The book is tinged with nostalgia for an era when the Senate was less partisan than it is today, before the Republican ranks were dominated by senators who have concluded that slavish sycophancy to Donald Trump is necessary for political survival. Levin has high praise for some Republican colleagues with whom he worked closely, especially John Warner of Virginia. In this more bipartisan context, Levin supports the filibuster because it gives the minority a measure of power and earmarks because they make available resources that can be directed to a senator’s state, thus enabling them to support a piece of legislation to which they were indifferent or even somewhat opposed.

The Heart of the Matter

Near the conclusion of the book Levin sums up his approach the politics:

“Being an effective representative, I’ve concluded, doesn’t necessarily mean voting the way the majority of one’s constituents think best. I describe my approach as that of a fiduciary, a person to whom power is entrusted to act on behalf of another. I saw my responsibility as first needing to seriously study, without arrogance or certainty, an issue with all its complexities, being open to and respecting different views on the subject at hand. Then when the time comes to take a position on a matter, I viewed it as my responsibility to do what I believed was in the best interest of my constituents in the long run, even if my position might have been unpopular at the moment. I was not a populist or a poll taker.”

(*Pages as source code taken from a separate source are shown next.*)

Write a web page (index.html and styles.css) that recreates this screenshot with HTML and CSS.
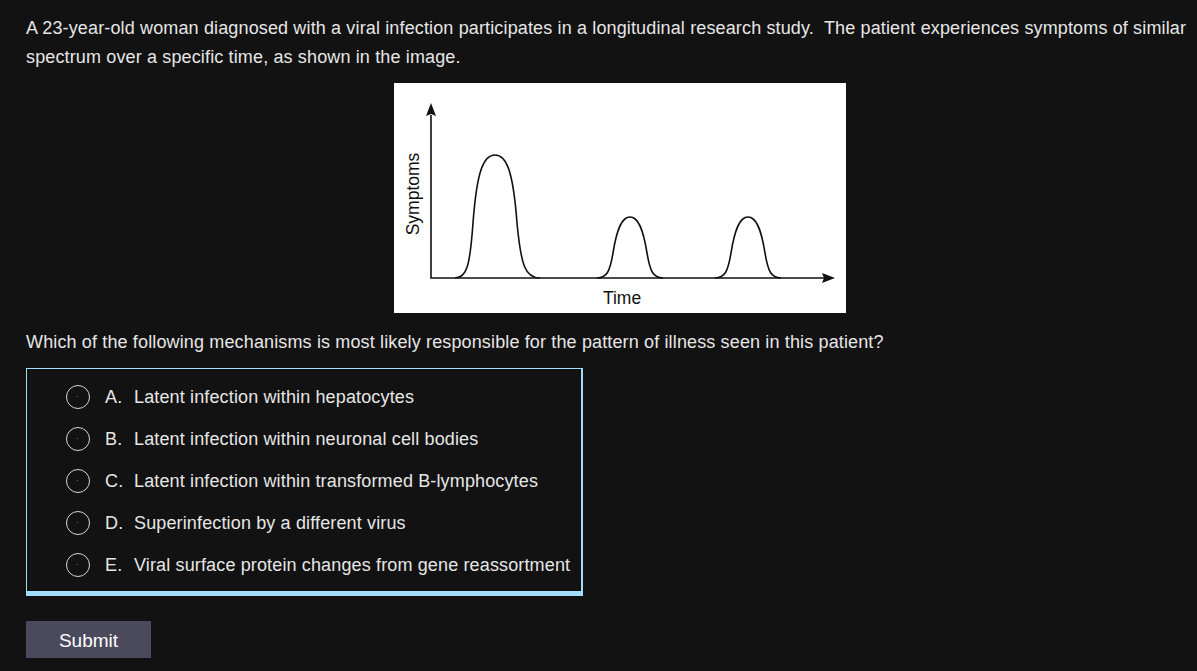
FILE: index.html
```html
<!DOCTYPE html>
<html lang="en">
<head>
<meta charset="utf-8">
<title>Question</title>
<link rel="stylesheet" href="styles.css">
</head>
<body>
<main class="page">
  <p class="stem">A 23-year-old woman diagnosed with a viral infection participates in a longitudinal research study.&nbsp; The patient experiences symptoms of similar spectrum over a specific time, as shown in the image.</p>
  <div class="figure">
    <svg class="chart" width="452" height="230" viewBox="0 0 452 230" xmlns="http://www.w3.org/2000/svg">
      <rect width="452" height="230" fill="#ffffff"/>
      <g fill="none" stroke="#111" stroke-width="1.6">
        <path d="M37,32 L37,195 L430,195"/>
        <path d="M61,195 C73,195 76,182 79,140 C83,86 90,72 101,72 C112,72 119,86 123,140 C127,182 131,195 146,195"/>
        <path d="M203,195 C213,195 216,188 219,170 C223,145 228,134 236,134 C244,134 249,145 253,170 C256,188 259,195 269,195"/>
        <path d="M321,195 C331,195 334,188 337,170 C341,145 346,134 354,134 C362,134 367,145 371,170 C374,188 377,195 387,195"/>
      </g>
      <path d="M37,20 L42,33 L37,31 L32,33 Z" fill="#111"/>
      <path d="M441,195 L428,190 L430,195 L428,200 Z" fill="#111"/>
      <text x="228" y="221" class="axis-label" text-anchor="middle">Time</text>
      <text class="axis-label" text-anchor="middle" transform="translate(25,111) rotate(-90)">Symptoms</text>
    </svg>
  </div>
  <p class="question">Which of the following mechanisms is most likely responsible for the pattern of illness seen in this patient?</p>
  <div class="choices">
    <label class="choice"><span class="radio"></span><span class="letter">A.</span><span>Latent infection within hepatocytes</span></label>
    <label class="choice"><span class="radio"></span><span class="letter">B.</span><span>Latent infection within neuronal cell bodies</span></label>
    <label class="choice"><span class="radio"></span><span class="letter">C.</span><span>Latent infection within transformed B-lymphocytes</span></label>
    <label class="choice"><span class="radio"></span><span class="letter">D.</span><span>Superinfection by a different virus</span></label>
    <label class="choice"><span class="radio"></span><span class="letter">E.</span><span>Viral surface protein changes from gene reassortment</span></label>
  </div>
  <button class="submit" type="button">Submit</button>
</main>
</body>
</html>
```

FILE: styles.css
```css
html, body {
  margin: 0;
  padding: 0;
  background: #121212;
}
body {
  font-family: "Liberation Sans", Arial, sans-serif;
  color: #e6e6e6;
  font-size: 18px;
  letter-spacing: 0.14px;
}
.page {
  padding: 14px 0 0 26px;
  display: flex;
  flex-direction: column;
  align-items: flex-start;
}
.stem {
  margin: 0;
  line-height: 29px;
  padding-right: 4px;
}
.figure {
  margin: 11px 0 0 368px;
  line-height: 0;
}
.chart {
  display: block;
}
.axis-label {
  font-family: "Liberation Sans", Arial, sans-serif;
  font-size: 17.5px;
  letter-spacing: 0;
  fill: #111;
}
.question {
  margin: 15px 0 0 0;
  line-height: 29px;
}
.choices {
  margin-top: 11px;
  box-sizing: border-box;
  width: 557px;
  border: 1px solid #a3dcff;
  border-right-width: 2px;
  border-bottom-width: 5px;
  padding: 7px 0 5px 39px;
  display: flex;
  flex-direction: column;
}
.choice {
  display: flex;
  align-items: center;
  height: 42px;
  white-space: nowrap;
}
.radio {
  box-sizing: border-box;
  width: 24px;
  height: 24px;
  border: 1.5px solid #d6d6d6;
  border-radius: 50%;
  margin-right: 15px;
  position: relative;
  flex: none;
}
.radio::after {
  content: "";
  position: absolute;
  left: 10px;
  top: 10px;
  width: 1px;
  height: 1px;
  background: #3a7fa0;
}
.letter {
  display: inline-block;
  width: 29px;
}
.submit {
  margin-top: 25px;
  width: 125px;
  height: 37px;
  border: none;
  background: #4a4a5c;
  color: #ffffff;
  font-family: "Liberation Sans", Arial, sans-serif;
  font-size: 19px;
  letter-spacing: 0;
  padding: 2px 0 0 0;
  cursor: pointer;
}
```
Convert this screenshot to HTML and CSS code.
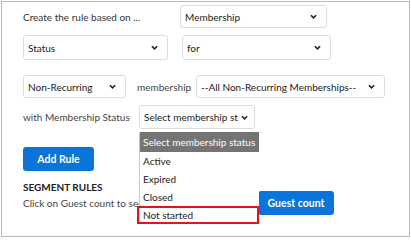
FILE: index.html
```html
<!DOCTYPE html>
<html>
<head>
<meta charset="utf-8">
<link rel="stylesheet" href="styles.css">
</head>
<body>
<div class="panel">
  <div class="row row1">
    <span class="label label-create">Create the rule based on ...</span>
    <div class="select sel-membership"><span>Membership</span><svg class="chev" viewBox="0 0 8 5"><path d="M1 1 L4 4 L7 1"/></svg></div>
  </div>
  <div class="row row2">
    <div class="select sel-status"><span>Status</span><svg class="chev" viewBox="0 0 8 5"><path d="M1 1 L4 4 L7 1"/></svg></div>
    <div class="select sel-for"><span>for</span><svg class="chev" viewBox="0 0 8 5"><path d="M1 1 L4 4 L7 1"/></svg></div>
  </div>
  <div class="row row3">
    <div class="select sel-nonrec"><span>Non-Recurring</span><svg class="chev" viewBox="0 0 8 5"><path d="M1 1 L4 4 L7 1"/></svg></div>
    <span class="label label-membership">membership</span>
    <div class="select sel-all"><span>--All Non-Recurring Memberships--</span><svg class="chev" viewBox="0 0 8 5"><path d="M1 1 L4 4 L7 1"/></svg></div>
  </div>
  <div class="row row4">
    <span class="label label-with">with Membership Status</span>
    <div class="select sel-mstatus"><span class="clip">Select membership status</span><svg class="chev" viewBox="0 0 8 5"><path d="M1 1 L4 4 L7 1"/></svg>
      <ul class="dropdown">
        <li class="opt opt-head">Select membership status</li>
        <li class="opt">Active</li>
        <li class="opt">Expired</li>
        <li class="opt">Closed</li>
        <li class="opt opt-marked">Not started</li>
      </ul>
    </div>
  </div>
  <button class="btn btn-add">Add Rule</button>
  <div class="seg-title">SEGMENT RULES</div>
  <div class="row row-guest">
    <span class="hint">Click on Guest count to see the guests of each rule</span>
    <button class="btn btn-guest">Guest count</button>
  </div>
</div>
</body>
</html>
```
FILE: styles.css
```css
* { box-sizing: border-box; }
html, body { margin: 0; padding: 0; background: #fff; }
body {
  font-family: Lato, "Open Sans", sans-serif;
  font-size: 10px;
  color: #333;
}
.panel {
  margin: 1px 0 0 1px;
  width: 409px;
  height: 236px;
  border: 1px solid #b9b9b9;
  padding: 3px 0 0 21px;
}
.row { display: flex; align-items: center; }
.label { white-space: nowrap; }
.select {
  position: relative;
  display: flex;
  align-items: center;
  height: 23px;
  border: 1px solid #dcdcdc;
  border-radius: 3px;
  padding: 0 0 0 4px;
  color: #222;
  background: #fff;
  white-space: nowrap;
}
.select > span { flex: 1; overflow: hidden; }
.chev {
  width: 7px;
  height: 5px;
  margin: 0 9px 0 4px;
  flex: none;
}
.chev path { fill: none; stroke: #222; stroke-width: 1.8; }

.label-create { width: 157px; }
.sel-membership { width: 147px; }

.row2 { margin-top: 7px; }
.sel-status { width: 145px; height: 25px; }
.sel-for { width: 149px; height: 25px; margin-left: 14px; }

.row3 { margin-top: 15px; }
.sel-nonrec { width: 103px; }
.label-membership { width: 59px; margin-left: 11px; color: #444; }
.sel-all { width: 189px; }

.row4 { margin-top: 7px; }
.label-with { width: 116px; color: #444; }
.sel-mstatus { width: 116px; height: 24px; }
.sel-mstatus .chev { margin-right: 6px; margin-left: 3px; }

.dropdown {
  position: absolute;
  top: 26px;
  left: -1px;
  width: 120px;
  margin: 0;
  padding: 0;
  list-style: none;
  background: #fff;
  border-left: 1px solid #c8c8c8;
  z-index: 2;
  color: #222;
  font-size: 10px;
}
.opt {
  height: 18px;
  line-height: 18px;
  padding-left: 3px;
  white-space: nowrap;
  overflow: hidden;
}
.opt-head {
  height: 20px;
  line-height: 20px;
  background: #747474;
  color: #fff;
  padding-left: 3px;
}
.opt-marked {
  margin-left: -3px;
  width: 122px;
  height: 18px;
  border: 2px solid #e2141c;
  line-height: 14px;
  padding-left: 4px;
}

.btn {
  font-family: Lato, "Open Sans", sans-serif;
  font-weight: bold;
  font-size: 10.5px;
  color: #fff;
  background: #0b74d8;
  border: none;
  border-radius: 3px;
  padding: 0;
}
.btn-add {
  display: block;
  margin-top: 18px;
  width: 71px;
  height: 24px;
}
.seg-title {
  margin-top: 10px;
  font-weight: bold;
  color: #222;
}
.row-guest { margin-top: -2px; }
.hint {
  width: 116px;
  margin-right: 119px;
  overflow: hidden;
  white-space: nowrap;
  color: #444;
}
.btn-guest { width: 76px; height: 24px; }
```
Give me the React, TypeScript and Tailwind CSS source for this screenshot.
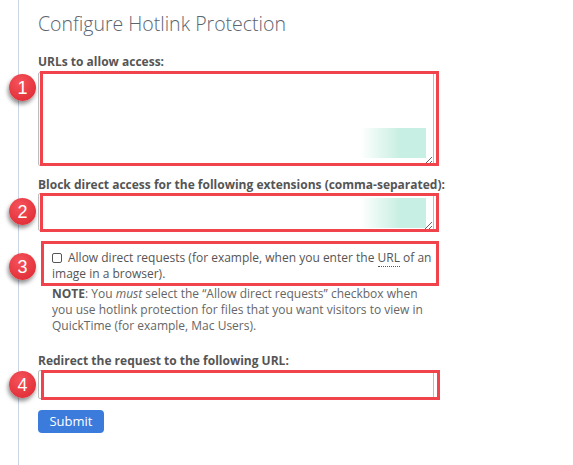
import React from 'react';

const Badge = ({ n, top }: { n: number; top: string }) => (
  <div
    className={`absolute -left-[29px] ${top} w-[27px] h-[27px] rounded-full bg-[radial-gradient(circle_at_40%_30%,#f5525a,#dc2630)] shadow-[-1px_3px_4px_rgba(0,0,0,0.45)] flex items-center justify-center text-white text-[18px] font-['Liberation_Sans',sans-serif] leading-none z-10`}
  >
    {n}
  </div>
);

const Mark = ({ className }: { className: string }) => (
  <div className={`absolute border-[3px] border-[#f0434b] pointer-events-none ${className}`} />
);

const Fade = ({ className }: { className: string }) => (
  <div
    className={`absolute w-[66px] bg-[linear-gradient(to_right,rgba(200,239,227,0),#c8efe3_60%)] pointer-events-none ${className}`}
  />
);

export default function App() {
  return (
    <div className="w-[573px] h-[465px] bg-white overflow-hidden font-['Open_Sans',sans-serif] text-[#555]">
      <div className="ml-[18px] h-[468px] border-l border-b border-[#c9d4e4] rounded-bl-[4px] pl-[19px] flex flex-col items-start">
        <h1 className="pt-[10px] text-[19.5px] leading-[28px] font-light text-[#5b6570]">
          Configure Hotlink Protection
        </h1>

        <label className="mt-[16px] text-[12px] leading-[16px] font-bold text-[#555]">URLs to allow access:</label>
        <div className="relative mt-[2px] w-[396px] h-[94px]">
          <textarea className="block w-full h-full border border-[#bdbdbd] rounded-[2px] outline-none" />
          <Fade className="left-[322px] top-[56px] h-[30px]" />
          <Mark className="left-[2px] -top-[1px] w-[399px] h-[95px]" />
          <Badge n={1} top="top-[2px]" />
        </div>

        <label className="mt-[11px] text-[12px] leading-[16px] font-bold text-[#555]">
          Block direct access for the following extensions (comma-separated):
        </label>
        <div className="relative w-[396px] h-[38px]">
          <textarea className="block w-full h-full border border-[#bdbdbd] rounded-[2px] outline-none" />
          <Fade className="left-[322px] top-[5px] h-[30px]" />
          <Mark className="left-[2px] top-0 w-[399px] h-[39px]" />
          <Badge n={2} top="top-[5px]" />
        </div>

        <div className="relative mt-[10px] w-[401px] pt-[9px] pb-[4px] pl-[14px] text-[12px] leading-[16px] text-[#555]">
          <label className="block">
            <input
              type="checkbox"
              className="appearance-none inline-block align-[-1px] w-[10px] h-[10px] border border-[#555] rounded-[2px] mr-[6px] bg-white"
            />
            Allow direct requests (for example, when you enter the{' '}
            <abbr className="no-underline border-b border-dotted border-[#555]">URL</abbr> of an image in a browser).
          </label>
          <Mark className="left-[3px] top-0 w-[398px] h-[45px]" />
          <Badge n={3} top="top-[12px]" />
        </div>

        <p className="pl-[14px] w-[394px] text-[12px] leading-[16px] text-[#666]">
          <strong className="font-bold text-[#555]">NOTE</strong>: You <em>must</em> select the “Allow direct requests”
          checkbox when you use hotlink protection for files that you want visitors to view in QuickTime (for example,
          Mac Users).
        </p>

        <label className="mt-[19px] text-[12px] leading-[16px] font-bold text-[#555]">
          Redirect the request to the following URL:
        </label>
        <div className="relative mt-[1px] w-[396px] h-[29px]">
          <input type="text" className="block w-full h-full border border-[#bdbdbd] rounded-[2px] outline-none" />
          <Mark className="left-[3px] top-0 w-[399px] h-[30px]" />
          <Badge n={4} top="top-[1px]" />
        </div>

        <button className="mt-[11px] w-[66px] h-[23px] rounded-[4px] bg-[#3a7bdc] text-white text-[13px] leading-[23px]">
          Submit
        </button>
      </div>
    </div>
  );
}
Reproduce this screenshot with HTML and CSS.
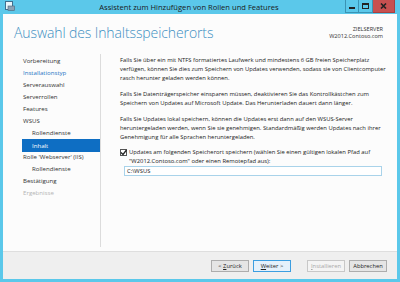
FILE: index.html
```html
<!DOCTYPE html>
<html lang="de">
<head>
<meta charset="utf-8">
<title>Assistent zum Hinzufügen von Rollen und Features</title>
<link rel="stylesheet" href="styles.css">
</head>
<body>
<div class="window">
  <div class="titlebar">
    <svg class="appicon" width="10" height="10" viewBox="0 0 10 10">
      <rect x="0.5" y="0.5" width="7" height="8" fill="#eaf6fb" stroke="#3f6f8f"/>
      <rect x="3" y="5" width="6.5" height="4.5" fill="#8aa2b5" stroke="#4d6478" stroke-width="0.6"/>
    </svg>
    <div class="title">Assistent zum Hinzufügen von Rollen und Features</div>
    <div class="controls">
      <div class="ctl"><span class="min"></span></div>
      <div class="ctl"><span class="max"></span></div>
      <div class="ctl close">
        <svg width="7" height="6" viewBox="0 0 7 6"><path d="M1 0.5 L6 5.5 M6 0.5 L1 5.5" stroke="#222" stroke-width="1.6"/></svg>
      </div>
    </div>
  </div>
  <div class="client">
    <div class="header">
      <h1>Auswahl des Inhaltsspeicherorts</h1>
      <div class="target">
        <div>ZIELSERVER</div>
        <div>W2012.Contoso.com</div>
      </div>
    </div>
    <div class="main">
      <ul class="nav">
        <li>Vorbereitung</li>
        <li class="link">Installationstyp</li>
        <li>Serverauswahl</li>
        <li>Serverrollen</li>
        <li>Features</li>
        <li>WSUS</li>
        <li class="sub">Rollendienste</li>
        <li class="sub active">Inhalt</li>
        <li>Rolle 'Webserver' (IIS)</li>
        <li class="sub">Rollendienste</li>
        <li>Bestätigung</li>
        <li class="disabled">Ergebnisse</li>
      </ul>
      <div class="divider"></div>
      <div class="content">
        <p>Falls Sie über ein mit NTFS formatiertes Laufwerk und mindestens 6 GB freien Speicherplatz verfügen, können Sie dies zum Speichern von Updates verwenden, sodass sie von Clientcomputer rasch herunter geladen werden können.</p>
        <p>Falls Sie Datenträgerspeicher einsparen müssen, deaktivieren Sie das Kontrollkästchen zum Speichern von Updates auf Microsoft Update. Das Herunterladen dauert dann länger.</p>
        <p>Falls Sie Updates lokal speichern, können die Updates erst dann auf den WSUS-Server heruntergeladen werden, wenn Sie sie genehmigen. Standardmäßig werden Updates nach ihrer Genehmigung für alle Sprachen heruntergeladen.</p>
        <div class="check">
          <span class="box"><svg width="7" height="7" viewBox="0 0 7 7"><path d="M1 3.5 L3 5.5 L6.5 1" fill="none" stroke="#222" stroke-width="1.3"/></svg></span>
          <span class="label">Updates am folgenden Speicherort speichern (wählen Sie einen gültigen lokalen Pfad auf "W2012.Contoso.com" oder einen Remotepfad aus):</span>
        </div>
        <div class="path">C:\WSUS</div>
      </div>
    </div>
    <div class="footer">
      <div class="btngroup">
        <div class="btn">&lt; <u>Z</u>urück</div>
        <div class="btn default"><u>W</u>eiter &gt;</div>
      </div>
      <div class="btngroup">
        <div class="btn disabled"><u>I</u>nstallieren</div>
        <div class="btn">Abbrechen</div>
      </div>
    </div>
  </div>
</div>
</body>
</html>
```

FILE: styles.css
```css
* { box-sizing: border-box; }
html, body { margin: 0; padding: 0; }
body {
  width: 400px;
  height: 282px;
  overflow: hidden;
  background: #5bc8ea;
  font-family: "Open Sans", "DejaVu Sans", sans-serif;
  color: #222;
}
.window {
  width: 400px;
  height: 282px;
  display: flex;
  flex-direction: column;
  padding: 0 3px 3px 3px;
  background: #5bc8ea;
}
.titlebar {
  height: 14px;
  display: flex;
  align-items: center;
}
.appicon { margin-left: 2px; margin-top: -2px; }
.title {
  flex: 1;
  text-align: center;
  font-size: 7.6px;
  color: #1a1a1a;
  padding-left: 18px;
}
.controls {
  display: flex;
  align-self: flex-start;
  margin-right: 2px;
}
.ctl {
  width: 14px;
  height: 13px;
  border: 1px solid #3a93b4;
  border-top: none;
  border-left: none;
  display: flex;
  align-items: center;
  justify-content: center;
}
.ctl:first-child { border-left: 1px solid #3a93b4; }
.ctl .min { width: 6px; height: 2px; background: #222; margin-top: 4px; }
.ctl .max { width: 7px; height: 6px; border: 1px solid #222; border-top-width: 2px; }
.ctl.close {
  width: 22px;
  background: #c75050;
  border-color: #a84040;
}
.client {
  flex: 1;
  background: #fcfcfc;
  display: flex;
  flex-direction: column;
}
.header {
  height: 40px;
  display: flex;
  justify-content: space-between;
  padding: 0 14px 0 11px;
}
h1 {
  margin: 9px 0 0 0;
  font-size: 14px;
  font-weight: 300;
  color: #3d8fc2;
  letter-spacing: -0.1px;
}
.target {
  margin-top: 12px;
  text-align: right;
  font-size: 5.6px;
  line-height: 7px;
  color: #333;
}
.main {
  flex: 1;
  display: flex;
  min-height: 0;
}
.nav {
  list-style: none;
  margin: 0;
  padding: 1px 0 0 19px;
  width: 97px;
  font-size: 6.1px;
  color: #333;
}
.nav li {
  height: 12px;
  line-height: 12px;
  padding-left: 1px;
  white-space: nowrap;
}
.nav li.sub { padding-left: 10px; }
.nav li.link { color: #1d73c4; }
.nav li.disabled { color: #b5b5b5; }
.nav li.active {
  background: #0e6ec3;
  color: #fff;
  height: 13px;
  line-height: 13px;
  margin-top: -0.5px;
  margin-bottom: -0.5px;
}
.divider {
  width: 1px;
  background: #dcdcdc;
  margin-bottom: 4px;
}
.content {
  flex: 1;
  padding: 2px 6px 0 19px;
  font-size: 5.85px;
  line-height: 9px;
  color: #222;
}
.content p {
  margin: 0 0 7px 0;
}
.check {
  display: flex;
  align-items: flex-start;
  margin-top: -1px;
}
.box {
  width: 7px;
  height: 7px;
  border: 1px solid #555;
  background: #fff;
  margin-top: 1px;
  margin-right: 2px;
  display: flex;
  flex-shrink: 0;
}
.box svg { margin: -1px; }
.label { flex: 1; }
.path {
  margin: 0 9px 0 4px;
  height: 10px;
  border: 1px solid #a9d3ea;
  background: #fff;
  padding-left: 2px;
  font-size: 5.85px;
  line-height: 8px;
}
.footer {
  height: 28px;
  background: #efefef;
  border-top: 1px solid #dedede;
  display: flex;
  justify-content: flex-end;
  align-items: center;
  gap: 16px;
  padding: 0 10px 0 0;
}
.btngroup {
  display: flex;
  gap: 4px;
}
.btn {
  width: 38px;
  height: 12px;
  border: 1px solid #adadad;
  background: #e5e5e5;
  font-size: 5.8px;
  line-height: 10px;
  text-align: center;
  color: #222;
}
.btn.default { border-color: #3c9ee0; background: #e5f1fb; }
.btn.disabled { color: #a8a8a8; border-color: #c8c8c8; background: #f4f4f4; }
.btn u { text-decoration: underline; }
```
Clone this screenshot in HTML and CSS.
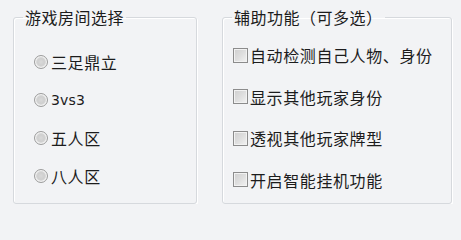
FILE: index.html
```html
<!DOCTYPE html>
<html lang="zh-CN">
<head>
<meta charset="utf-8">
<title>设置</title>
<link rel="stylesheet" href="styles.css">
</head>
<body>
<div class="panel">
  <fieldset class="group group-left">
    <legend class="title">游戏房间选择</legend>
    <div class="list list-radio">
      <label class="opt"><span class="radio"></span><span class="txt">三足鼎立</span></label>
      <label class="opt"><span class="radio"></span><span class="txt latin">3vs3</span></label>
      <label class="opt"><span class="radio"></span><span class="txt">五人区</span></label>
      <label class="opt"><span class="radio"></span><span class="txt">八人区</span></label>
    </div>
  </fieldset>
  <fieldset class="group group-right">
    <legend class="title">辅助功能（可多选）</legend>
    <div class="list list-check">
      <label class="opt"><span class="check"></span><span class="txt">自动检测自己人物、身份</span></label>
      <label class="opt"><span class="check"></span><span class="txt">显示其他玩家身份</span></label>
      <label class="opt"><span class="check"></span><span class="txt">透视其他玩家牌型</span></label>
      <label class="opt"><span class="check"></span><span class="txt">开启智能挂机功能</span></label>
    </div>
  </fieldset>
</div>
</body>
</html>
```

FILE: styles.css
```css
html, body {
  margin: 0;
  padding: 0;
  background: #f2f3f5;
}
body {
  font-family: "Noto Sans CJK SC", "Noto Sans", sans-serif;
  color: #1c1c1c;
  font-size: 16px;
}
.panel {
  display: flex;
  gap: 25px;
  padding: 8px 0 0 13px;
}
.group {
  box-sizing: border-box;
  margin: 0;
  padding: 0;
  border: 1px solid #d6d9dd;
  border-radius: 3px;
  box-shadow: inset 1px 1px 0 #ffffff, 1px 1px 0 #ffffff;
  height: 196px;
}
.group-left { width: 184px; }
.group-right { width: 230px; }
.title {
  margin-left: 9px;
  padding: 0 2px;
  font-size: 16px;
  line-height: 18px;
  height: 18px;
  letter-spacing: 0.5px;
}
.list {
  display: flex;
  flex-direction: column;
}
.list-radio {
  padding: 26px 0 0 20px;
  gap: 18px;
}
.list-check {
  padding: 19px 0 0 10px;
  gap: 21.5px;
}
.opt {
  display: flex;
  align-items: center;
  height: 20px;
  line-height: 20px;
}
.txt {
  font-size: 16px;
  letter-spacing: 0.6px;
  white-space: nowrap;
}
.latin {
  font-family: "DejaVu Sans", sans-serif;
  font-size: 14px;
  letter-spacing: 0.2px;
}
.radio {
  box-sizing: border-box;
  width: 14px;
  height: 14px;
  border-radius: 50%;
  border: 1px solid #9c9c9c;
  background: radial-gradient(circle at 50% 50%, #d9d9d9 0, #cfcfcf 40%, #e6e6e6 75%, #f6f6f6 100%);
  box-shadow: inset 0 0 0 1px #f4f4f4;
  margin-right: 3px;
  flex: none;
}
.check {
  box-sizing: border-box;
  width: 15px;
  height: 15px;
  border: 1px solid #8c8c8c;
  background: linear-gradient(135deg, #cfcfcf 0%, #dedede 50%, #f3f3f3 100%);
  box-shadow: inset 0 0 0 1px #f2f2f2;
  margin-right: 2px;
  flex: none;
}
```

Between his acknowledgements of those who helped with the book and the index, Levin has added a list in alphabetical order of the hundreds of people who served on his Senate staff over 36 years. This recognition of his colleagues is both unusual and an act of true menschkeit. (While this is costless for the online version, for the print version one could imagine a publisher comparing the additional publishing cost with the anticipated sales of copies to people on the list.)

If I were the writer I envisioned in my exam question, I would have suggested three ways Levin could have improved an excellent book. First, he could have emulated former President Obama, who has a wonderful ability to begin chapters and sections of his memoir with a brief discussion of the background and significance of a topic.

Former Speaker of the House Tip O’Neil believed that “all politics is local.” Though senators are more inclined than representatives to operate on the national stage, they do have a constituency to worry about. In Levin’s case, he was concerned about urban renewal, transportation research, national parks, and the Great Lakes environment. For the benefit non-Michiganders, Levin could have included a map of the political geography of the state.

Finally, Getting to the Heart of the Matter is a compelling title, but its significance is never explained. Levin might have explained, as a matter of statecraft, what is the “heart of the matter” in an inquiry, a piece of legislation, or an interaction with constituents and the intellectual and consultative process by which he would get there.

Carl Levin was an exemplary public servant who served his state and country with intelligence, decency, and integrity. This book, written as he was suffering from lung cancer, represents his last act of public service. It is a rewarding read, and I wholeheartedly recommend it to people interested in improving politics and government.